We know without a moment’s reflection that this campaign would fail. The target is so ludicrous, and the disconnection between the images and the message is so great, that most smokers would just laugh it off.
So why then do well intentioned schools, councils and green groups – and let’s face it, Live Earth was an eight hour tip-fest – persist in promoting such ineffectual actions?
Their logic is as follows. Simple actions capture people’s attention and provide an entry level activity. Present people with the daunting big ticket items and they turn away. Give them something easy and possible and you have them moving in the right direction and, in theory, ready for the next level.
Well that is the theory but, as plentiful social research confirms, it doesn’t work. For one thing making the solutions easy is no guarantee that anyone will do them. The government spent £22 million on the ‘Do Your Bit’ campaign and has subsequently admitted that it produced no measurable change in personal behaviour.
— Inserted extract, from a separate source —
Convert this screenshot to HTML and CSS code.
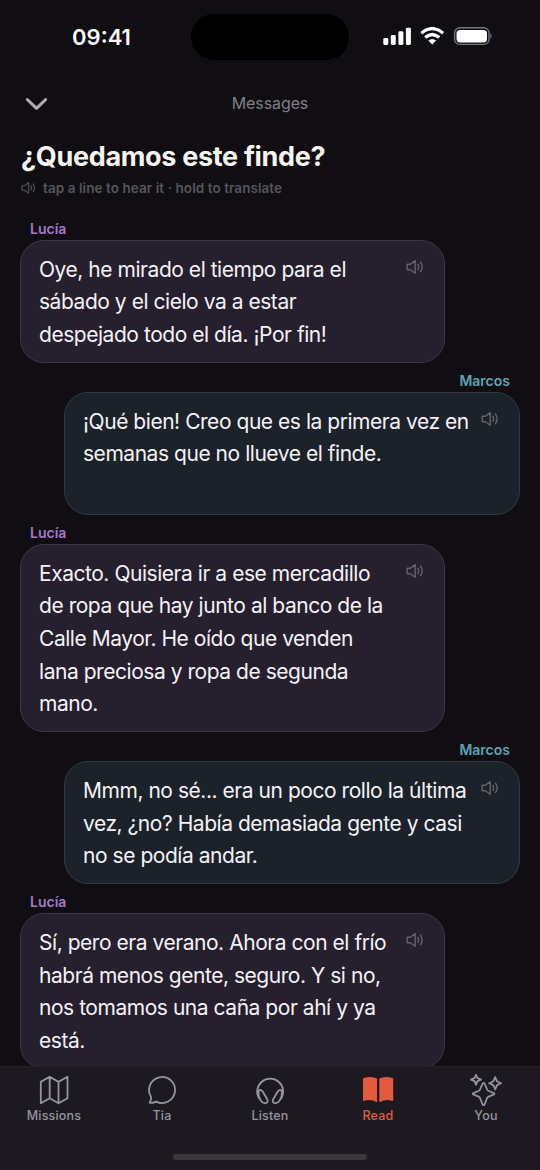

And the argument that small actions are the automatic route to larger ones seems daft to my mind – like the old argument that cannabis leads to heroin. The people who do big actions were probably on that trajectory anyway, and most people get stuck on the small ones, happy to fool themselves that they have fulfilled their obligations.
Of course the real reason that the small steps approach is backed with government money is that it appears to be non-political. It is safe, domestic and non-threatening. It provides the appearance of action without challenging any powerful interests.
But no major social or economic change has ever arisen from volunteerism and the suggestion that it can is a deliberate strategy to prevent any real challenge to business as usual.
Take Ireland for example- a country where emissions have risen a quarter since 1990– double the generous increase allowed under Kyoto. The response of the Irish government? A multi-million euro PR campaign called The Power of One link… which offers ‘ten top tips’ to ‘make a difference’. The tips include such earth shattering proposals as: unplug your mobile charger, fully fill your dishwasher and don’t overfill your kettle. That sounds much nicer than curtailing roadbuilding or industrial growth. They are not called ‘easy tips’ for nothing.
So let’s start again from first principle. We have to rethink the way we talk about climate change. It is insulting to assume that people can only be energized with the pint sized options. We need to present all lifestyle changes as part of a radical vision for a smart, healthy and just 21st century.
Let’s be clear that voluntary action will never be enough- we will need radical political economic and social change. So let’s start with that wretched phrase ‘you can save the planet’. Who wants to be the first town to ban it?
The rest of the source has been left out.